Is my proof acceptable? Am I correct, am I missing something or am I doing anything wrong?
Solution
Supposing that $\times~(mult)$ is primitive recursive function. Then you could write:
$exp(x,y)={ x }^{ y }$
1) $exp(x,0)=x^0=1$
2) $exp(x,y+1)=x^{y+1}=(x^y)\times x=mult(exp(x,y),x)$
for $mult$ you could show that:
$mult(x,y)=x\times y$
1)$mult(x,0)=x \times 0=0$
2)$\operatorname{mult} \left({x, y + 1}\right) = x \times \left({y + 1}\right) = \left({x \times y}\right) + x = \operatorname{add} \left({\operatorname{mult} \left({x, y}\right), x}\right)$
and for addition $add$ the proof is straightforward.
Hope these are useful!
OTHER TIPS
As I wrote in the comments, you haven't actually proved anything. If you want to prove that $x^y$ is p.r., you need to write it in the scheme form, and then you need to prove that indeed $x^y = f(y,x)$ for your defined $f$ for all $x$ and $y$ (by double induction).
Consider the following definition of $f(y,x) = x^y$:
$f(0,x) = s(z(x))$ (i.e., the successor of the constant zero function).

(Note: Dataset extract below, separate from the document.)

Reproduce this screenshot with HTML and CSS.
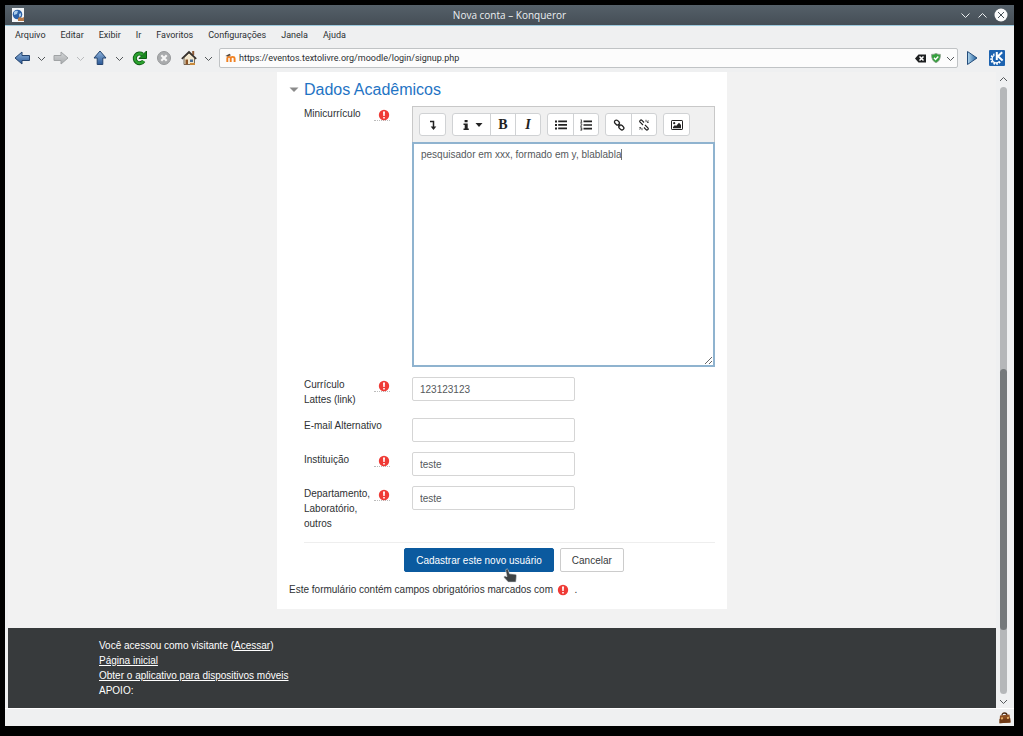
FILE: index.html
```html
<!DOCTYPE html>
<html lang="pt-BR">
<head>
<meta charset="utf-8">
<title>Nova conta – Konqueror</title>
<link rel="stylesheet" href="styles.css">
</head>
<body>
<svg class="defs" aria-hidden="true">
  <defs>
    <linearGradient id="blue" x1="0" y1="0" x2="0" y2="1"><stop offset="0" stop-color="#8fb4dc"/><stop offset="1" stop-color="#2a5896"/></linearGradient>
    <linearGradient id="gray" x1="0" y1="0" x2="0" y2="1"><stop offset="0" stop-color="#d4d6d8"/><stop offset="1" stop-color="#a8abad"/></linearGradient>
    <linearGradient id="play" x1="0" y1="0" x2="1" y2="0"><stop offset="0" stop-color="#b4d8ee"/><stop offset="1" stop-color="#1d5d9c"/></linearGradient>
    <symbol id="chev" viewBox="0 0 9 9"><path d="M1 3l3.500 3.500L8 3" fill="none" stroke="currentColor"/></symbol>
    <symbol id="req" viewBox="0 0 12 12"><circle cx="6" cy="6" r="5.200" fill="#ef3b36"/><path d="M5 2.400h2l-.3 4.600H5.300zM5.200 8h1.600v1.600H5.200z" fill="#fff"/></symbol>
  </defs>
</svg>
<div class="window">
  <header class="titlebar">
    <svg class="app-icon" viewBox="0 0 14 14"><path d="M1 0h12v14H1z" fill="#f4f6f8"/><circle cx="6.500" cy="6.500" r="4.800" fill="#2c62a8"/><path d="M3 4q2-2 4-1l-1 3-3 1zM8 6l2-1v3l-2 1z" fill="#a9cbea"/><path d="M7 10l2-1 2 1 2-1v4H7z" fill="#b57a4b"/></svg>
    <h1 class="window-title">Nova conta – Konqueror</h1>
    <div class="window-buttons">
      <button class="plain" aria-label="Minimizar"><svg width="11" height="11" viewBox="0 0 11 11"><path d="M1.500 3.500l4 4 4-4" fill="none" stroke="#eceff1"/></svg></button>
      <button class="plain" aria-label="Maximizar"><svg width="11" height="11" viewBox="0 0 11 11"><path d="M1.500 7.500l4-4 4 4" fill="none" stroke="#eceff1"/></svg></button>
      <button class="plain" aria-label="Fechar"><svg width="14" height="14" viewBox="0 0 14 14"><circle cx="7" cy="7" r="6.500" fill="#fafafa"/><path d="M4 4l6 6M10 4l-6 6" stroke="#475057"/></svg></button>
    </div>
  </header>
  <nav class="menubar">
    <button class="plain">Arquivo</button><button class="plain">Editar</button><button class="plain">Exibir</button><button class="plain">Ir</button><button class="plain">Favoritos</button><button class="plain">Configurações</button><button class="plain">Janela</button><button class="plain">Ajuda</button>
  </nav>
  <div class="toolbar">
    <button class="plain tool" aria-label="Voltar"><svg viewBox="0 0 18 18"><path d="M2 9l7-6v3.500h7.500v5H9V15z" fill="url(#blue)" stroke="#24446f"/></svg></button>
    <button class="plain drop" aria-label="Histórico anterior"><svg><use href="#chev"/></svg></button>
    <button class="plain tool" aria-label="Avançar"><svg viewBox="0 0 18 18"><path d="M16 9L9 3v3.500H2v5h7V15z" fill="url(#gray)" stroke="#a0a3a5"/></svg></button>
    <button class="plain drop faded" aria-label="Histórico seguinte"><svg><use href="#chev"/></svg></button>
    <button class="plain tool" aria-label="Subir"><svg viewBox="0 0 18 18"><path d="M9 2l6 7h-3.200v6.500H6.200V9H3z" fill="url(#blue)" stroke="#24446f"/></svg></button>
    <button class="plain drop" aria-label="Níveis acima"><svg><use href="#chev"/></svg></button>
    <button class="plain tool" aria-label="Recarregar"><svg viewBox="0 0 18 18"><path d="M12.600 5.600A4.800 4.800 0 1 0 13.600 12" fill="none" stroke="#0c5a12" stroke-width="4"/><path d="M16.500 2v7.500H9z" fill="#17881d" stroke="#0c5a12"/><path d="M12.600 5.600A4.800 4.800 0 1 0 13.600 12" fill="none" stroke="#2ba22e" stroke-width="2.400"/></svg></button>
    <button class="plain tool stop" aria-label="Parar"><svg viewBox="0 0 18 18"><circle cx="9" cy="9" r="6.500" fill="#a9abad" stroke="#97999b"/><path d="M6.300 6.300l5.400 5.400M11.700 6.300l-5.400 5.400" stroke="#f6f6f6" stroke-width="2.200"/></svg></button>
    <button class="plain tool" aria-label="Início"><svg viewBox="0 0 18 18"><path d="M4 8.500v7h10.500v-7L9 4z" fill="#f1e6cd" stroke="#55493a" stroke-width=".8"/><path d="M12.200 2h2v4h-2z" fill="#8e5a35"/><path d="M1.800 9.800L9 3l7.200 6.800" fill="none" stroke="#37322e" stroke-width="1.700"/><path d="M5.500 10.500h2.500v5H5.500z" fill="#8c5527"/><path d="M10 10.500h3v2.500h-3z" fill="#4b6f96"/><path d="M10 14h5v2h-5z" fill="#c98a3c"/></svg></button>
    <button class="plain drop" aria-label="Opções de início"><svg><use href="#chev"/></svg></button>
    <div class="location">
      <svg class="favicon" viewBox="0 0 12 10"><path d="M2.300 9V5.500q0-1.600 1.700-1.600t1.700 1.600V9M5.700 5.500q0-1.600 1.900-1.600t2 1.600V9" fill="none" stroke="#f08021" stroke-width="1.900"/><path d="M.4 3L4.500.8 6 2.200 2.500 3.600z" fill="#56483c"/></svg>
      <input class="url" aria-label="Endereço" value="https://eventos.textolivre.org/moodle/login/signup.php">
      <svg class="clear" viewBox="0 0 11 9"><path d="M0 4.500L3.500.5H11v8H3.500z" fill="#1d1f20"/><path d="M4.500 2.500l4 4M8.500 2.500l-4 4" stroke="#fff" stroke-width="1.500"/></svg>
      <svg class="shield" viewBox="0 0 10 10"><path d="M5 .4q2 1.200 4.400 1Q9.800 7.500 5 9.700.2 7.500.6 1.400 3 1.600 5 .4z" fill="#34a13c" stroke="#8c9a8d" stroke-width=".8"/><path d="M3 4.800l1.500 1.600L7.300 3.400" fill="none" stroke="#fff" stroke-width="1.400"/></svg>
      <button class="plain drop" aria-label="Endereços recentes"><svg><use href="#chev"/></svg></button>
    </div>
    <div class="toolbar-end">
      <button class="plain" aria-label="Ir"><svg width="16" height="16" viewBox="0 0 16 16"><path d="M3.500 1.500l9.500 6.500-9.500 6.500z" fill="url(#play)" stroke="#244d7b"/></svg></button>
      <button class="plain" aria-label="KDE"><svg width="16" height="16" viewBox="0 0 16 16"><rect width="16" height="16" rx="1" fill="#1d63b0"/><circle cx="7" cy="9" r="4.700" fill="none" stroke="#fff" stroke-width="2.200" stroke-dasharray="1.600 1.100"/><circle cx="7" cy="9" r="3.900" fill="#1d63b0" stroke="#fff" stroke-width="1.300"/><path d="M5.500 0h9.500v11H5.500z" fill="#1d63b0"/><path d="M7.800 2v8M13.200 2.200L9 6.300l4.600 4.200" fill="none" stroke="#fff" stroke-width="2"/></svg></button>
    </div>
  </div>
  <div class="viewport">
    <div class="page">
      <main class="card">
        <form>
          <h2 class="section-title"><svg viewBox="0 0 9 6"><path d="M0 .5h9L4.500 5z" fill="#8b8b8b"/></svg>Dados Acadêmicos</h2>
          <div class="fields">
            <div class="row">
              <div class="label"><span id="bio">Minicurrículo</span><span class="required"><svg><use href="#req"/></svg></span></div>
              <div class="editor">
                <div class="editor-bar">
                  <div class="group"><button type="button" aria-label="Mostrar mais botões"><svg viewBox="0 0 12 12"><path d="M3 2.500h3.500v6" fill="none" stroke="#222" stroke-width="1.500"/><path d="M3.700 7.500h5.600L6.500 11z" fill="#222"/></svg></button></div>
                  <div class="group">
                    <button type="button" class="wide" aria-label="Estilos de parágrafo"><svg viewBox="0 0 12 12"><path d="M4.600 1h3v2.200h-3zM3.500 4.500h4.200v5h1.100V11H3.500V9.500h1.200V6H3.500z" fill="#222"/></svg><svg class="small" viewBox="0 0 8 6"><path d="M.5 1h7L4 5z" fill="#222"/></svg></button>
                    <button type="button" class="serif bold">B</button>
                    <button type="button" class="serif italic">I</button>
                  </div>
                  <div class="group">
                    <button type="button" aria-label="Lista com marcadores"><svg viewBox="0 0 12 12"><path d="M0 1.500h2v2H0zM0 5h2v2H0zM0 8.500h2v2H0zM3.200 1.600H12v1.700H3.200zM3.200 5.100H12v1.700H3.200zM3.200 8.600H12v1.700H3.200z" fill="#222"/></svg></button>
                    <button type="button" aria-label="Lista numerada"><svg viewBox="0 0 12 12"><path d="M3.500 1.600H12v1.600H3.500zM3.500 5.200H12v1.600H3.500zM3.500 8.800H12v1.600H3.500z" fill="#222"/><path d="M.6.8h.8v2.400M.4 3.300H2.200M.4 4.800H1.800v1L.4 7.200h1.700M.4 8.700H1.800v2.500H.4M.6 10H1.800" fill="none" stroke="#222" stroke-width=".8"/></svg></button>
                  </div>
                  <div class="group">
                    <button type="button" aria-label="Link"><svg viewBox="0 0 12 12"><g fill="none" stroke="#222" stroke-width="1.300"><rect x="1.200" y="1.700" width="5.500" height="3.800" rx="1.900" transform="rotate(45 4 3.600)"/><rect x="5.600" y="6.500" width="5.500" height="3.800" rx="1.900" transform="rotate(45 8.300 8.400)"/><path d="M5 5l2.300 2.300"/></g></svg></button>
                    <button type="button" aria-label="Desfazer link"><svg viewBox="0 0 12 12"><g fill="none" stroke="#222" stroke-width="1.200"><path d="M5 6L2.100 3.200q-.8-1 .1-1.800t1.800 0L6 3.500M7 6l2.900 2.800q.8 1-.1 1.800t-1.800 0L6 8.500"/><path d="M8 .8v2M9 3.600l2-.6M8.600 3.100L10.300 1.400M4 11.200v-2M3 8.400l-2 .6M3.400 8.900l-1.700 1.700" stroke-width=".8"/></g></svg></button>
                  </div>
                  <div class="group"><button type="button" aria-label="Imagem"><svg viewBox="0 0 12 12"><rect x=".5" y="1.500" width="11" height="9" rx=".6" fill="none" stroke="#222"/><circle cx="3.200" cy="4.200" r="1.100" fill="#222"/><path d="M2 9.300V8l2-2 1 1 3-3.200L10 6v3.300z" fill="#222"/></svg></button></div>
                </div>
                <div class="editor-text" role="textbox" aria-multiline="true" aria-labelledby="bio" contenteditable="true" spellcheck="false"><span class="caret">pesquisador em xxx, formado em y, blablabla</span></div>
              </div>
            </div>
            <div class="row">
              <div class="label"><label for="lattes">Currículo Lattes (link)</label><span class="required"><svg><use href="#req"/></svg></span></div>
              <input class="text" id="lattes" value="123123123">
            </div>
            <div class="row">
              <div class="label"><label for="email">E-mail Alternativo</label></div>
              <input class="text" id="email" type="email">
            </div>
            <div class="row">
              <div class="label"><label for="inst">Instituição</label><span class="required"><svg><use href="#req"/></svg></span></div>
              <input class="text" id="inst" value="teste">
            </div>
            <div class="row">
              <div class="label"><label for="dept">Departamento, Laboratório, outros</label><span class="required"><svg><use href="#req"/></svg></span></div>
              <input class="text" id="dept" value="teste">
            </div>
          </div>
          <div class="actions">
            <button type="button" class="btn primary">Cadastrar este novo usuário<svg class="pointer" viewBox="0 0 14 16"><path d="M3.200 1.300q1.300-.9 2 .5l1.300 4 5.800.5q1.300.2 1.200 1.600l-.6 6.200H5.200L1 9.400q-.4-1.400 1-1.500l2 .8L2.700 2.500q0-.8.5-1.200z" fill="#3f4345" stroke="#d8dde0" stroke-width=".6"/></svg></button>
            <button type="button" class="btn">Cancelar</button>
          </div>
          <p class="note">Este formulário contém campos obrigatórios marcados com <svg><use href="#req"/></svg> .</p>
        </form>
      </main>
      <footer class="footer">
        <div class="footer-inner">
          <div>Você acessou como visitante (<a href="#">Acessar</a>)</div>
          <div><a href="#">Página inicial</a></div>
          <div><a href="#">Obter o aplicativo para dispositivos móveis</a></div>
          <div>APOIO:</div>
        </div>
      </footer>
    </div>
    <div class="scrollbar">
      <svg><path d="M1 6l3.500-3.500L8 6" fill="none" stroke="#55595c"/></svg>
      <div class="track"><div class="thumb"></div></div>
      <svg><use href="#chev"/></svg>
    </div>
  </div>
  <div class="statusbar">
    <svg viewBox="0 0 13 12"><path d="M4 3.500q0-2.500 2.500-2.500T9 3.500" fill="none" stroke="#4a2a14" stroke-width="1.300"/><path d="M2 3.500l9.500-1 1 8-11 .8z" fill="#8d4f22"/><path d="M1.500 7l10.800-.8.2 4.300-11 .8z" fill="#6f3a17"/><path d="M3 5.500l2-.2v2l-2 .2zM9 5l2-.2v2L9 7z" fill="#e0aa62"/></svg>
  </div>
</div>
</body>
</html>
```
FILE: styles.css
```css
* { box-sizing: border-box; }
body {
  margin: 0;
  padding: 5px 9px 10px 5px;
  min-height: 100vh;
  display: flex;
  background: #000;
  font: 10px/15px "Liberation Sans", Arial, sans-serif;
  color: #373a3c;
}
h1, h2, p, form { margin: 0; }
svg { display: block; flex: none; }
button, input { font: inherit; color: inherit; }
.defs { position: absolute; width: 0; height: 0; }
.plain { padding: 0; border: 0; background: none; }
.window {
  flex: 1;
  min-width: 0;
  display: flex;
  flex-direction: column;
  background: #eff0f1;
}
.titlebar {
  height: 21px;
  display: grid;
  grid-template-columns: 1fr auto 1fr;
  align-items: center;
  padding: 0 6px;
  background: linear-gradient(#556069, #454e56);
  border-bottom: 1px solid #9cc9dd;
}
.app-icon { width: 14px; height: 14px; }
.window-title { font: 10px/14px "Open Sans", sans-serif; color: #eceff1; }
.window-buttons { display: flex; justify-content: flex-end; align-items: center; gap: 6px; }
.menubar {
  display: flex;
  gap: 15px;
  padding: 2px 10px;
  font: 9px/15px Roboto, sans-serif;
  color: #2b2f31;
}
.toolbar {
  display: flex;
  align-items: center;
  gap: 6px;
  padding: 3px 9px 4px 8px;
}
.tool svg { width: 18px; height: 18px; }
.stop { padding: 0 1px; }
.drop { color: #54585b; }
.drop svg { width: 9px; height: 9px; }
.faded { color: #b9bbbd; }
.location {
  flex: 1;
  min-width: 0;
  height: 20px;
  display: flex;
  align-items: center;
  gap: 5px;
  padding: 0 2px 0 5px;
  background: #fcfcfc;
  border: 1px solid #c0c3c5;
  border-radius: 2px;
}
.favicon { width: 12px; height: 10px; }
.clear { width: 11px; height: 9px; }
.shield { width: 10px; height: 10px; }
.url {
  flex: 1;
  min-width: 0;
  margin-left: -5px;
  padding: 0 2px;
  border: 0;
  outline: 0;
  background: none;
  font: 9px/15px Roboto, sans-serif;
  color: #2b2f31;
}
.toolbar-end { display: flex; gap: 9px; }
.viewport { flex: 1; display: flex; padding: 0 3px; }
.page {
  flex: 1;
  min-width: 0;
  display: flex;
  flex-direction: column;
  gap: 19px;
  background: #f2f2f2;
}
.card {
  flex: 1;
  width: 100%;
  max-width: 450px;
  margin: 0 auto;
  padding: 8px 12px 0;
  background: #fff;
}
.section-title {
  display: flex;
  align-items: center;
  gap: 5px;
  font-size: 16px;
  font-weight: 400;
  line-height: 20px;
  color: #1f74c4;
}
.section-title svg { width: 10px; height: 6px; }
.fields {
  display: flex;
  flex-direction: column;
  gap: 10px;
  margin-left: 15px;
  padding: 6px 0 10px;
  border-bottom: 1px solid #eee;
}
.row { display: grid; grid-template-columns: 108px 1fr; align-items: start; }
.label {
  display: flex;
  justify-content: space-between;
  align-items: flex-start;
  gap: 1px;
  padding: 0 22px 1px 0;
  color: #2e3133;
}
.label label { flex: 1; min-width: 0; }
.required {
  display: flex;
  justify-content: flex-end;
  width: 16px;
  margin-top: 3px;
  border-bottom: 1px dotted #bbb;
}
.required svg, .note svg { width: 12px; height: 12px; }
.required svg { margin-bottom: -1px; }
.editor-bar {
  display: flex;
  flex-wrap: wrap;
  gap: 6px;
  padding: 6px;
  background: #f0f0f0;
  border: 1px solid #c8c8c8;
  border-bottom: 0;
}
.group {
  display: flex;
  background: #fff;
  border: 1px solid #d0d2d4;
  border-radius: 3px;
}
.group button {
  display: flex;
  align-items: center;
  justify-content: center;
  width: 25px;
  height: 21px;
  padding: 0;
  border: 0;
  background: none;
  color: #222;
}
.group button + button { border-left: 1px solid #d0d2d4; }
.group .wide { width: 37px; gap: 3px; }
.group svg { width: 12px; height: 12px; }
.group .small { width: 8px; height: 6px; }
.group .serif { font: 14px/20px "Liberation Serif", serif; }
.group .bold { font-weight: 700; }
.group .italic { font-style: italic; font-weight: 700; }
.editor-text {
  height: 225px;
  padding: 3px 7px;
  overflow: auto;
  resize: vertical;
  background: #fff;
  border: 2px solid #8fb3cf;
  outline: 0;
  color: #55595c;
}
.caret { border-right: 1px solid #777; }
.text {
  width: 163px;
  max-width: 100%;
  height: 24px;
  padding: 0 7px;
  border: 1px solid #d5d5d5;
  border-radius: 2px;
  background: #fff;
  color: #55595c;
}
.actions { display: flex; justify-content: center; gap: 6px; padding: 5px 0 0 24px; }
.btn {
  position: relative;
  height: 24px;
  padding: 0 11px;
  border: 1px solid #ccc;
  border-radius: 2px;
  background: #fff;
}
.primary { background: #0b5a9f; border-color: #0b5a9f; color: #fff; }
.pointer { position: absolute; left: 98px; top: 19px; width: 14px; height: 16px; }
.note { padding: 10px 0 12px; color: #2e3133; }
.note svg { display: inline-block; margin: 0 3px 0 1px; vertical-align: -3px; }
.footer { padding: 10px; background: #373a3c; color: #fff; }
.footer-inner { max-width: 806px; margin: 0 auto; }
.footer a { color: inherit; }
.scrollbar {
  display: flex;
  flex-direction: column;
  align-items: center;
  gap: 3px;
  width: 15px;
  padding: 3px 0 2px;
  color: #55595c;
}
.scrollbar svg { width: 9px; height: 9px; }
.track {
  flex: 1;
  width: 7px;
  display: flex;
  flex-direction: column;
  justify-content: flex-end;
  padding-bottom: 64px;
  border-radius: 4px;
  background: #b5b7b9;
}
.thumb { height: 48%; border-radius: 4px; background: #75797b; }
.statusbar { display: flex; justify-content: flex-end; padding: 3px 3px 2px; border-top: 1px solid #fff; }
.statusbar svg { width: 13px; height: 12px; }
```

$f(y+1, x) = u^3_1(u^3_1(x^y, x, y) \cdot x, x, y)$.
I assume now that multiplication, $x \cdot y$ and wrote it infix, and obviously $x^y = f(y,x)$. The function $u^a_b$ is the $a$-ary projection of $b$.
(Ps. if this doesn't work for you, please post your scheme you want to use, otherwise we cannot do else then guess.)